The weather of Kuala Lumpur experiences an equatorial climate illustrated by hot and humid weather throughout the whole year [24]. The Southwest monsoon takes place from April to September and the Northeast Monsoon occurs from October to March. The Southwest monsoon highlights a drier climate with less precipitation contrasted with the Northeast monsoon that brings more rainfall [25]. The outdoor experiments were conducted from 8:00 a.m. to 5:00 p.m. for about 7 days in September. The data for the best day are presented in Figure 7. It was noted that the tropical thunderstorms and rainfalls occurred usually in the afternoon although the weather conditions were generally good in the morning during the experiments. As shown in Figure 7a, it is observed that the solar intensity was lower in the morning and gradually increased, reaching its maximum at around noon and declined significantly because of cloudy weather conditions at this time. Then, it increased sharply and fluctuated before reaching the peak point at 1 p.m. and fell during the evening hours. It is also found that the wind speed steadily rose during the morning and hit to the maximum 7 m/s around 3:30 p.m. and was considerably reduced in the evening.

The outdoor temperature variations of the plates with silicon particles at different concentrations are demonstrated in Figure 7b, whereas the summary of the temperature is provided in

Table 3. Summary of the maximum observed temperature on the absorber surface vs. the concentration of silicon in black paint.
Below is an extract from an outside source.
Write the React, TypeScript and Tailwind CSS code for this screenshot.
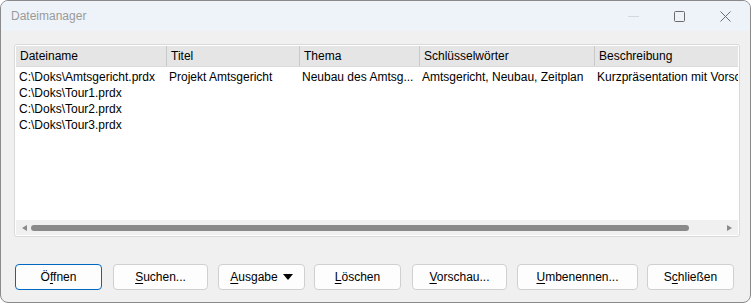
import React from "react";

interface Column {
  title: string;
  width: number;
}

const columns: Column[] = [
  { title: "Dateiname", width: 150 },
  { title: "Titel", width: 133 },
  { title: "Thema", width: 120 },
  { title: "Schlüsselwörter", width: 175 },
  { title: "Beschreibung", width: 200 },
];

const rows: string[][] = [
  [
    "C:\\Doks\\Amtsgericht.prdx",
    "Projekt Amtsgericht",
    "Neubau des Amtsg...",
    "Amtsgericht, Neubau, Zeitplan",
    "Kurzpräsentation mit Vorschau der Planung",
  ],
  ["C:\\Doks\\Tour1.prdx", "", "", "", ""],
  ["C:\\Doks\\Tour2.prdx", "", "", "", ""],
  ["C:\\Doks\\Tour3.prdx", "", "", "", ""],
];

function Btn(props: {
  width: string;
  pre: string;
  key_: string;
  post: string;
  primary?: boolean;
  arrow?: boolean;
}) {
  return (
    <button
      className={
        props.width +
        " h-[26px] rounded-[4px] bg-[#fdfdfd] text-[12px] text-black flex items-center justify-center " +
        (props.primary
          ? "border border-[#0067c0]"
          : "border border-[#d0d0d0]")
      }
    >
      <span>
        {props.pre}
        <span className="underline underline-offset-2">{props.key_}</span>
        {props.post}
      </span>
      {props.arrow && (
        <svg width="10" height="6" viewBox="0 0 10 6" className="ml-[5px]">
          <polygon points="0,0 10,0 5,6" fill="#000" />
        </svg>
      )}
    </button>
  );
}

export default function App() {
  return (
    <div
      className="w-[751px] h-[303px] bg-[#f0f0f0] border border-[#8a8a8a] rounded-[8px] overflow-hidden flex flex-col"
      style={{ fontFamily: '"Liberation Sans", Arial, sans-serif' }}
    >
      {/* title bar */}
      <div className="h-[30px] shrink-0 bg-[#eef3f9] flex items-center">
        <div className="pl-[10px] text-[12px] text-[#9a9a9a] flex-1">
          Dateimanager
        </div>
        <div className="flex items-center h-full">
          <div className="w-[46px] flex justify-center">
            <svg width="11" height="11" viewBox="0 0 11 11">
              <line x1="0" y1="5.5" x2="11" y2="5.5" stroke="#d4d7db" strokeWidth="1" />
            </svg>
          </div>
          <div className="w-[46px] flex justify-center">
            <svg width="11" height="11" viewBox="0 0 11 11">
              <rect x="0.5" y="0.5" width="10" height="10" rx="1" fill="none" stroke="#6b6b6b" strokeWidth="1" />
            </svg>
          </div>
          <div className="w-[46px] flex justify-center mr-[2px]">
            <svg width="11" height="11" viewBox="0 0 11 11">
              <path d="M0.5 0.5 L10.5 10.5 M10.5 0.5 L0.5 10.5" stroke="#6b6b6b" strokeWidth="1" />
            </svg>
          </div>
        </div>
      </div>

      {/* list view */}
      <div className="ml-[13px] mt-[13px] w-[726px] h-[193px] bg-white border border-[#d9d9d9] rounded-[3px] p-px flex flex-col overflow-hidden">
        <div className="h-[21px] shrink-0 bg-[#e5e5e5] border-b border-[#dadada] flex overflow-hidden">
          {columns.map((c, i) => (
            <div
              key={c.title}
              className={
                "shrink-0 h-full flex items-center pl-[4px] text-[12px] text-black whitespace-nowrap " +
                (i > 0 ? "border-l border-[#c9c9c9]" : "")
              }
              style={{ width: c.width }}
            >
              {c.title}
            </div>
          ))}
        </div>
        <div className="flex-1 pt-[2px] overflow-hidden">
          {rows.map((r, ri) => (
            <div key={ri} className="h-[16px] flex">
              {r.map((cell, ci) => (
                <div
                  key={ci}
                  className="shrink-0 pl-[3px] text-[12px] leading-[16px] text-black whitespace-nowrap overflow-hidden"
                  style={{ width: columns[ci].width }}
                >
                  {cell}
                </div>
              ))}
            </div>
          ))}
        </div>
        {/* horizontal scrollbar */}
        <div className="h-[15px] shrink-0 bg-[#f0f0f0] flex items-center px-[6px]">
          <svg width="5" height="6" viewBox="0 0 5 6">
            <polygon points="5,0 5,6 0,3" fill="#8a8a8a" />
          </svg>
          <div className="ml-[4px] w-[658px] h-[6px] rounded-full bg-[#8a8a8a]" />
          <div className="flex-1" />
          <svg width="5" height="6" viewBox="0 0 5 6">
            <polygon points="0,0 0,6 5,3" fill="#8a8a8a" />
          </svg>
        </div>
      </div>

      {/* buttons */}
      <div className="mt-[27px] ml-[14px] flex">
        <Btn width="w-[87px]" pre="Ö" key_="f" post="fnen" primary />
        <div className="w-[11px]" />
        <Btn width="w-[95px]" pre="" key_="S" post="uchen..." />
        <div className="w-[10px]" />
        <Btn width="w-[87px]" pre="" key_="A" post="usgabe" arrow />
        <div className="w-[9px]" />
        <Btn width="w-[87px]" pre="" key_="L" post="öschen" />
        <div className="w-[11px]" />
        <Btn width="w-[95px]" pre="" key_="V" post="orschau..." />
        <div className="w-[10px]" />
        <Btn width="w-[121px]" pre="" key_="U" post="mbenennen..." />
        <div className="w-[9px]" />
        <Btn width="w-[87px]" pre="S" key_="c" post="hließen" />
      </div>
    </div>
  );
}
Sr. No.	Matrix (Coated on Aluminum Sheet)	Silicon Concentration (wt %)	Maximum Temperature (°C)	Average Temperature (°C)	Measuring Accuracy (°C)
1	Black paint	0.5%	68.9	44.0	±1.5
2	Black paint	1%	69.4	44.0	±1.5
3	Black paint	3%	70.5	44.5	±1.5
4	Black paint	5%	70.9	44.8	±1.5
5	Black paint	7%	71.3	45.6	±1.5
6	Black paint	10%	73.2	45.6	±1.5
7	Black paint	15%	72.7	45.6	±1.5
8	Black paint	20%	70.3	44.3	±1.5
9	Black paint	0%	68.8	43.4	±1.5
10	Aluminum reference		50.8	36.9	±1.5

. Outdoor results followed almost the same trend as indoor for the specimens containing 0.5 wt % Si, 1 wt % Si, 3 wt % Si, 5 wt % Si, and 7 wt % Si, exhibiting 68.8 °C, 69.4 °C, 70.4 °C, 70.8 °C, and 71.3 °C, respectively. Further, in outdoor conditions, specimens containing 10 wt % Si exhibited the maximum surface temperature of 73.2 °C, outperforming the specimen containing 15 wt % Si, which exhibited the highest temperature in indoor conditions. This behavior can be correlated with the cooling curves presented in Figure 6ai–di. With the increase in concentration, the thermal conductivity increased, which caused specimens to cool faster, giving heat energy to the surroundings at a faster rate. The cooling curve of the specimens containing 15 wt % Si shows a higher cooling rate compared to specimens containing 10 wt % Si. As the outdoor conditions are fluctuating from 200 W/m² to 800 W/m² on that particular day, the specimens with higher cooling rates lose heat energy as the convective loss at a faster rate compared to specimens having a less to optimum cooling rate. Further, an increase in concentration to 20 wt % exhibited 70.2 °C, which is in line with the indoor trend.

In terms of average temperature throughout the particular day, the average temperature did not change much, and the temperature increase is within the accuracy range of thermocouples for specimens with only black paint and with varying concentrations. The maximum average temperature was exhibited by the specimen containing 10 wt % Si; i.e., 45.6 °C, which is 23.8% higher compared to the bare aluminum plate and 5.13% higher compared to only black paint-coated aluminum plate.

4. Conclusions

The technology of solar stills is improving at a great pace to avoid future scarcity of fresh drinking water. In this study, silicon particles were investigated in an attempt to increase the sunlight absorption of the solar still absorber plate. Various concentrations of silicon particles were mixed with black paint and applied to the absorber plate. SEM and XRD were employed to examine the surface morphology and composition, respectively. UV-Vis spectroscopy was conducted to study the optical absorption properties of silicon. Indoor and outdoor tests were conducted using an improvised apparatus. With the introduction of Si particles into black paint, a temperature rise was observed, which can be associated with the ability of silicon to absorb sunlight in UV and the visible range of the solar spectrum. The highest temperature of 98.5 °C was recorded for samples containing 15 wt % Si in indoor conditions at 1000 w/m² irradiation levels. In turn, the specimen with 10 wt % Si performed the best in outdoor conditions, achieving a maximum of 73.2 °C and 45.6 °C average temperature. This difference between the indoor and outdoor conditions is due to the varying thermal conductions of the specimens due to the concentration of Si particles. A further increment in concentration did not effectively improve the absorption characteristics due to excessive convective heat losses.